L’uva produce anidride solforosa, è una protezione naturale contro il degradamento e l’ossidazione, quindi non esiste un vino con zero solfiti. L’aggiunta di solfiti, sempre per la produzione di anidride solforosa, è dovuta alla ricerca di una maggiore protezione per l’invecchiamento, il trasporto, gli sbalzi di temperatura. La solforosa naturalmente prodotta si disperde con i travasi in altri momenti, quindi l’aggiunta rappresenta proprio una garanzia in più.

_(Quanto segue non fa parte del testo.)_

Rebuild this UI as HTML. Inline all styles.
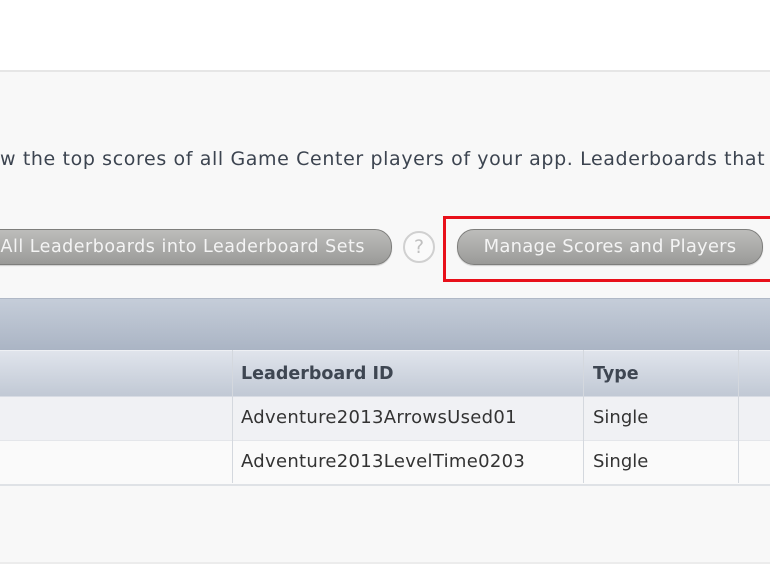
<!DOCTYPE html>
<html><head><style>
body{margin:0;width:770px;height:578px;overflow:hidden;background:#fff;font-family:"DejaVu Sans","Liberation Sans",sans-serif;position:relative}
.a{position:absolute}
#panel{left:0;top:70px;width:770px;height:490px;background:#f8f8f8;border-top:2px solid #e6e6e6;border-bottom:2px solid #ececec}
.btn{height:34px;border-radius:17px;background:linear-gradient(#bdbdbb,#9a9a98);border:1px solid #7e7e7c;box-shadow:0 1px 1px #ccc;color:#f4f4f4;font-size:17.5px;line-height:34px;white-space:nowrap;letter-spacing:0.2px}
.txt{color:#3c4450;white-space:nowrap}
</style></head><body>
<div class="a" id="panel"></div>
<div class="a txt" style="left:0;top:148px;font-size:19px;letter-spacing:0.62px">w the top scores of all Game Center players of your app. Leaderboards that</div>
<div class="a btn" style="left:-30px;top:229px;width:420px;text-align:right"><span style="margin-right:26px;letter-spacing:0.5px">All Leaderboards into Leaderboard Sets</span></div>
<div class="a" style="left:403px;top:231px;width:28px;height:28px;border-radius:50%;border:2px solid #d0d0d0;color:#c0c0c0;font-size:19px;line-height:28px;text-align:center;background:#fafafa">?</div>
<div class="a btn" style="left:457px;top:229px;width:304px;text-align:center;font-size:18px">Manage Scores and Players</div>
<div class="a" style="left:443px;top:216px;width:340px;height:60px;border:3px solid #e8101a"></div>
<div class="a" style="left:0;top:298px;width:770px;height:52px;background:linear-gradient(#c5cdd9,#aab4c4);border-top:1px solid #b0b8c6"></div>
<div class="a" style="left:0;top:350px;width:770px;height:46px;background:linear-gradient(#e0e4ec,#c0c8d4);border-top:1px solid #eef0f4"></div>
<div class="a" style="left:0;top:396px;width:770px;height:44px;background:#f0f1f4;border-top:1px solid #d8dce4"></div>
<div class="a" style="left:0;top:440px;width:770px;height:43px;background:#fafafa;border-top:1px solid #e4e6ea;border-bottom:2px solid #dfe2e6"></div>
<div class="a" style="left:232px;top:350px;width:1px;height:133px;background:#d4d8de"></div>
<div class="a" style="left:583px;top:350px;width:1px;height:133px;background:#d4d8de"></div>
<div class="a" style="left:738px;top:350px;width:1px;height:133px;background:#d4d8de"></div>
<div class="a txt" style="left:241px;top:364px;font-size:17.5px;font-weight:bold;color:#3e4652">Leaderboard ID</div>
<div class="a txt" style="left:593px;top:364px;font-size:17.5px;font-weight:bold;color:#3e4652">Type</div>
<div class="a txt" style="left:241px;top:407px;font-size:18px;letter-spacing:0.3px;color:#333">Adventure2013ArrowsUsed01</div>
<div class="a txt" style="left:593px;top:407px;font-size:18px;color:#333">Single</div>
<div class="a txt" style="left:241px;top:451px;font-size:18px;letter-spacing:0.3px;color:#333">Adventure2013LevelTime0203</div>
<div class="a txt" style="left:593px;top:451px;font-size:18px;color:#333">Single</div>
</body></html>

In generale, tutti i produttori naturali tendono a utilizzarne il minimo indispensabile per sentirsi sicuri, e sempre più produttori rischiano il non utilizzo. Chiaro: meno se ne usa meglio è.
Sotto i 10mg/l non è obbligatorio scrivere sull’etichetta “contiene solfiti” e oltre questa soglia, anche se non se ne sono aggiunti, è obbligatorio scriverlo. Alcuni indicano la quantità effettiva, alcuni scrivono frasi come “i solfiti contenuti nel vino sono naturalmente prodotti dall’uva”.
Un ex-collega, che importa vini in Polonia, definiva il suo catalogo “nulla aggiunto, nulla tolto” e, fin ora, è forse la definizione più bella, disarmante nella sua semplicità, di questa ultima categoria di vini.